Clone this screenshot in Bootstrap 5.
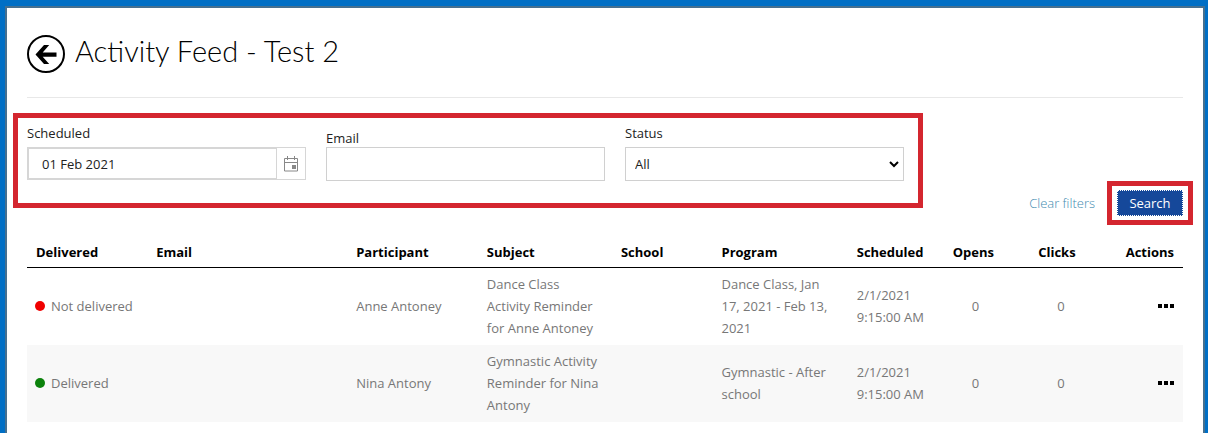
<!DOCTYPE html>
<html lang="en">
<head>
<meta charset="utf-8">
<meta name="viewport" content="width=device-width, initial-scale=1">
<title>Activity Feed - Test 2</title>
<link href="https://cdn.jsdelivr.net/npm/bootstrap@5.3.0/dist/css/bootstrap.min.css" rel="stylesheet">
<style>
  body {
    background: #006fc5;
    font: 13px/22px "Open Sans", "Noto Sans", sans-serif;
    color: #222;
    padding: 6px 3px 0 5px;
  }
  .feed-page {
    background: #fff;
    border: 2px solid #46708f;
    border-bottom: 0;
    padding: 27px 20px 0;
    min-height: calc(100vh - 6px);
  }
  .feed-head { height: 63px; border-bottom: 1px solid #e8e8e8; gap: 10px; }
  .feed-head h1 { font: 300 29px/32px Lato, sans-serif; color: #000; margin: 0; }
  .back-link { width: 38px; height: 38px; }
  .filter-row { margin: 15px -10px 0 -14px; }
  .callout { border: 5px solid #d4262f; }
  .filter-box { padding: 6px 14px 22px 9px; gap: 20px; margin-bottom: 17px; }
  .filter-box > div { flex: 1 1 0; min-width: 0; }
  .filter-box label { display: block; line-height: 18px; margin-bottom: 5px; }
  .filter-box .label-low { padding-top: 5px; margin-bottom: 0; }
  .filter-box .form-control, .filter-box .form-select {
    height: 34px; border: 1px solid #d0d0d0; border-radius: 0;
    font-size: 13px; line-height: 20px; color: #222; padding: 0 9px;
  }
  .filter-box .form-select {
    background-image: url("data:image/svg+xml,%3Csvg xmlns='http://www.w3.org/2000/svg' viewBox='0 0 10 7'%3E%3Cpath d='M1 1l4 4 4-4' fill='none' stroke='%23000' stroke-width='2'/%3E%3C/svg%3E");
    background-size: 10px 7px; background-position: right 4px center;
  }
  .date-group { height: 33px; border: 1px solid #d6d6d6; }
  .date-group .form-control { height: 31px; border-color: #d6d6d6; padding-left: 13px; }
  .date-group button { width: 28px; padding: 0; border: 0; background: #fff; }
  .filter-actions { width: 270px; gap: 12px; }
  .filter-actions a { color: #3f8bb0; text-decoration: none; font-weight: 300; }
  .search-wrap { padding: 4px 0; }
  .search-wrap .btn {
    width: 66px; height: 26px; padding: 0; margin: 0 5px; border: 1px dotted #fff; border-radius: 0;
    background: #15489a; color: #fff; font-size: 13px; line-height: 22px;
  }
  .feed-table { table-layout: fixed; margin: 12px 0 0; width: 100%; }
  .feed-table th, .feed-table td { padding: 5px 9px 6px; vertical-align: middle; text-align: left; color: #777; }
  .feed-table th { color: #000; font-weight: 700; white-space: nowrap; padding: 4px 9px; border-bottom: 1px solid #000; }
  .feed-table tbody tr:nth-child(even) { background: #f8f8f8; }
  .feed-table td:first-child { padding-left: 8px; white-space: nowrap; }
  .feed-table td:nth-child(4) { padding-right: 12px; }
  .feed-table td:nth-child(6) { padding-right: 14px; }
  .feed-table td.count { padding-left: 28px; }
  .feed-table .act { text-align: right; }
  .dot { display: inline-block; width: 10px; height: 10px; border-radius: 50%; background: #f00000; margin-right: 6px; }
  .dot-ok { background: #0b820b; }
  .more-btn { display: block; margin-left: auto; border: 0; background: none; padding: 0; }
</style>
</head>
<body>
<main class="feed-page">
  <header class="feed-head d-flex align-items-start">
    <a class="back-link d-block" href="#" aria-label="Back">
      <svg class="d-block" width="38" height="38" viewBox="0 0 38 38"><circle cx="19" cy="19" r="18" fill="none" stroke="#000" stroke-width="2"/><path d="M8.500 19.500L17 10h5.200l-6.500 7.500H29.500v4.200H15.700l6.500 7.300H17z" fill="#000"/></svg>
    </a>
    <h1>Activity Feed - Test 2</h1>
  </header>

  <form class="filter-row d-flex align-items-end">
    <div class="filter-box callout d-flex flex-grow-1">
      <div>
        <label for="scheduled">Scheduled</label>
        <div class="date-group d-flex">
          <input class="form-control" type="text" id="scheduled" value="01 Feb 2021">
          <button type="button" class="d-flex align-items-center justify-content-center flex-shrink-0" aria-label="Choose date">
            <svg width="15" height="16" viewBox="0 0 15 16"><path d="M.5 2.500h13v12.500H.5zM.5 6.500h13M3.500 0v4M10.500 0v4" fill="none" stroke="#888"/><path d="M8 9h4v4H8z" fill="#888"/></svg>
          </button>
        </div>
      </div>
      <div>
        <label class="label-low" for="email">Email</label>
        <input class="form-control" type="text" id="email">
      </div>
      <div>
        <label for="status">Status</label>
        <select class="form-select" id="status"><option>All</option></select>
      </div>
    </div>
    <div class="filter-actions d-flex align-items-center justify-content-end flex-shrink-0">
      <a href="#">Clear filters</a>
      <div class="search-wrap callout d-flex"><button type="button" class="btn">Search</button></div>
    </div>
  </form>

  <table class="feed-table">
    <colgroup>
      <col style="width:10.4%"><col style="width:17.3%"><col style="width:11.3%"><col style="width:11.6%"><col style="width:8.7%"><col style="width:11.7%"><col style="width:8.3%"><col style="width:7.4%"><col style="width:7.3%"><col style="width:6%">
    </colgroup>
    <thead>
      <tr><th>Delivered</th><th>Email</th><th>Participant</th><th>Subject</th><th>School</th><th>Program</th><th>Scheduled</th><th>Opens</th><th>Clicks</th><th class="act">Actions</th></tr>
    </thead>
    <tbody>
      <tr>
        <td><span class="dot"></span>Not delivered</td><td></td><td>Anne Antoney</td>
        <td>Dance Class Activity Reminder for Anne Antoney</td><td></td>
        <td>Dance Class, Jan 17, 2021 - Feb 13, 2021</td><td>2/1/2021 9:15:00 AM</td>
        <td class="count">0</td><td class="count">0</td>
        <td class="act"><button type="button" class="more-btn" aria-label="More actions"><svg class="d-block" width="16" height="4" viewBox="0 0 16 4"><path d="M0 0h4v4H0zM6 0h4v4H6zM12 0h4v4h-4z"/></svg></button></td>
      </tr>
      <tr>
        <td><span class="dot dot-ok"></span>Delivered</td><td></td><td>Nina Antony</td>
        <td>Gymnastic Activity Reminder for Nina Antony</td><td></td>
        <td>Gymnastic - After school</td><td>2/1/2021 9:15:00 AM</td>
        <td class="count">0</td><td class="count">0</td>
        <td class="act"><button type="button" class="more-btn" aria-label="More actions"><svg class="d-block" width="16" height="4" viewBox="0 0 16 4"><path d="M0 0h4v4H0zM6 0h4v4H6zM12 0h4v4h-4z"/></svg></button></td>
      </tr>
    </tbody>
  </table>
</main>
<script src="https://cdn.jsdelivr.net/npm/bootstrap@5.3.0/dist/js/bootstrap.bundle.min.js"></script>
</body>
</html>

» **Set exercise**:
Quote the data above in full and without alteration; skip the pictures.

» **Solution below**:
Clone this screenshot in Bootstrap 5.
<!DOCTYPE html>
<html lang="en">
<head>
<meta charset="utf-8">
<meta name="viewport" content="width=device-width, initial-scale=1">
<title>Activity Feed - Test 2</title>
<link href="https://cdn.jsdelivr.net/npm/bootstrap@5.3.0/dist/css/bootstrap.min.css" rel="stylesheet">
<style>
  body {
    background: #006fc5;
    font: 13px/22px "Open Sans", "Noto Sans", sans-serif;
    color: #222;
    padding: 6px 3px 0 5px;
  }
  .feed-page {
    background: #fff;
    border: 2px solid #46708f;
    border-bottom: 0;
    padding: 27px 20px 0;
    min-height: calc(100vh - 6px);
  }
  .feed-head { height: 63px; border-bottom: 1px solid #e8e8e8; gap: 10px; }
  .feed-head h1 { font: 300 29px/32px Lato, sans-serif; color: #000; margin: 0; }
  .back-link { width: 38px; height: 38px; }
  .filter-row { margin: 15px -10px 0 -14px; }
  .callout { border: 5px solid #d4262f; }
  .filter-box { padding: 6px 14px 22px 9px; gap: 20px; margin-bottom: 17px; }
  .filter-box > div { flex: 1 1 0; min-width: 0; }
  .filter-box label { display: block; line-height: 18px; margin-bottom: 5px; }
  .filter-box .label-low { padding-top: 5px; margin-bottom: 0; }
  .filter-box .form-control, .filter-box .form-select {
    height: 34px; border: 1px solid #d0d0d0; border-radius: 0;
    font-size: 13px; line-height: 20px; color: #222; padding: 0 9px;
  }
  .filter-box .form-select {
    background-image: url("data:image/svg+xml,%3Csvg xmlns='http://www.w3.org/2000/svg' viewBox='0 0 10 7'%3E%3Cpath d='M1 1l4 4 4-4' fill='none' stroke='%23000' stroke-width='2'/%3E%3C/svg%3E");
    background-size: 10px 7px; background-position: right 4px center;
  }
  .date-group { height: 33px; border: 1px solid #d6d6d6; }
  .date-group .form-control { height: 31px; border-color: #d6d6d6; padding-left: 13px; }
  .date-group button { width: 28px; padding: 0; border: 0; background: #fff; }
  .filter-actions { width: 270px; gap: 12px; }
  .filter-actions a { color: #3f8bb0; text-decoration: none; font-weight: 300; }
  .search-wrap { padding: 4px 0; }
  .search-wrap .btn {
    width: 66px; height: 26px; padding: 0; margin: 0 5px; border: 1px dotted #fff; border-radius: 0;
    background: #15489a; color: #fff; font-size: 13px; line-height: 22px;
  }
  .feed-table { table-layout: fixed; margin: 12px 0 0; width: 100%; }
  .feed-table th, .feed-table td { padding: 5px 9px 6px; vertical-align: middle; text-align: left; color: #777; }
  .feed-table th { color: #000; font-weight: 700; white-space: nowrap; padding: 4px 9px; border-bottom: 1px solid #000; }
  .feed-table tbody tr:nth-child(even) { background: #f8f8f8; }
  .feed-table td:first-child { padding-left: 8px; white-space: nowrap; }
  .feed-table td:nth-child(4) { padding-right: 12px; }
  .feed-table td:nth-child(6) { padding-right: 14px; }
  .feed-table td.count { padding-left: 28px; }
  .feed-table .act { text-align: right; }
  .dot { display: inline-block; width: 10px; height: 10px; border-radius: 50%; background: #f00000; margin-right: 6px; }
  .dot-ok { background: #0b820b; }
  .more-btn { display: block; margin-left: auto; border: 0; background: none; padding: 0; }
</style>
</head>
<body>
<main class="feed-page">
  <header class="feed-head d-flex align-items-start">
    <a class="back-link d-block" href="#" aria-label="Back">
      <svg class="d-block" width="38" height="38" viewBox="0 0 38 38"><circle cx="19" cy="19" r="18" fill="none" stroke="#000" stroke-width="2"/><path d="M8.500 19.500L17 10h5.200l-6.500 7.500H29.500v4.200H15.700l6.500 7.300H17z" fill="#000"/></svg>
    </a>
    <h1>Activity Feed - Test 2</h1>
  </header>

  <form class="filter-row d-flex align-items-end">
    <div class="filter-box callout d-flex flex-grow-1">
      <div>
        <label for="scheduled">Scheduled</label>
        <div class="date-group d-flex">
          <input class="form-control" type="text" id="scheduled" value="01 Feb 2021">
          <button type="button" class="d-flex align-items-center justify-content-center flex-shrink-0" aria-label="Choose date">
            <svg width="15" height="16" viewBox="0 0 15 16"><path d="M.5 2.500h13v12.500H.5zM.5 6.500h13M3.500 0v4M10.500 0v4" fill="none" stroke="#888"/><path d="M8 9h4v4H8z" fill="#888"/></svg>
          </button>
        </div>
      </div>
      <div>
        <label class="label-low" for="email">Email</label>
        <input class="form-control" type="text" id="email">
      </div>
      <div>
        <label for="status">Status</label>
        <select class="form-select" id="status"><option>All</option></select>
      </div>
    </div>
    <div class="filter-actions d-flex align-items-center justify-content-end flex-shrink-0">
      <a href="#">Clear filters</a>
      <div class="search-wrap callout d-flex"><button type="button" class="btn">Search</button></div>
    </div>
  </form>

  <table class="feed-table">
    <colgroup>
      <col style="width:10.4%"><col style="width:17.3%"><col style="width:11.3%"><col style="width:11.6%"><col style="width:8.7%"><col style="width:11.7%"><col style="width:8.3%"><col style="width:7.4%"><col style="width:7.3%"><col style="width:6%">
    </colgroup>
    <thead>
      <tr><th>Delivered</th><th>Email</th><th>Participant</th><th>Subject</th><th>School</th><th>Program</th><th>Scheduled</th><th>Opens</th><th>Clicks</th><th class="act">Actions</th></tr>
    </thead>
    <tbody>
      <tr>
        <td><span class="dot"></span>Not delivered</td><td></td><td>Anne Antoney</td>
        <td>Dance Class Activity Reminder for Anne Antoney</td><td></td>
        <td>Dance Class, Jan 17, 2021 - Feb 13, 2021</td><td>2/1/2021 9:15:00 AM</td>
        <td class="count">0</td><td class="count">0</td>
        <td class="act"><button type="button" class="more-btn" aria-label="More actions"><svg class="d-block" width="16" height="4" viewBox="0 0 16 4"><path d="M0 0h4v4H0zM6 0h4v4H6zM12 0h4v4h-4z"/></svg></button></td>
      </tr>
      <tr>
        <td><span class="dot dot-ok"></span>Delivered</td><td></td><td>Nina Antony</td>
        <td>Gymnastic Activity Reminder for Nina Antony</td><td></td>
        <td>Gymnastic - After school</td><td>2/1/2021 9:15:00 AM</td>
        <td class="count">0</td><td class="count">0</td>
        <td class="act"><button type="button" class="more-btn" aria-label="More actions"><svg class="d-block" width="16" height="4" viewBox="0 0 16 4"><path d="M0 0h4v4H0zM6 0h4v4H6zM12 0h4v4h-4z"/></svg></button></td>
      </tr>
    </tbody>
  </table>
</main>
<script src="https://cdn.jsdelivr.net/npm/bootstrap@5.3.0/dist/js/bootstrap.bundle.min.js"></script>
</body>
</html>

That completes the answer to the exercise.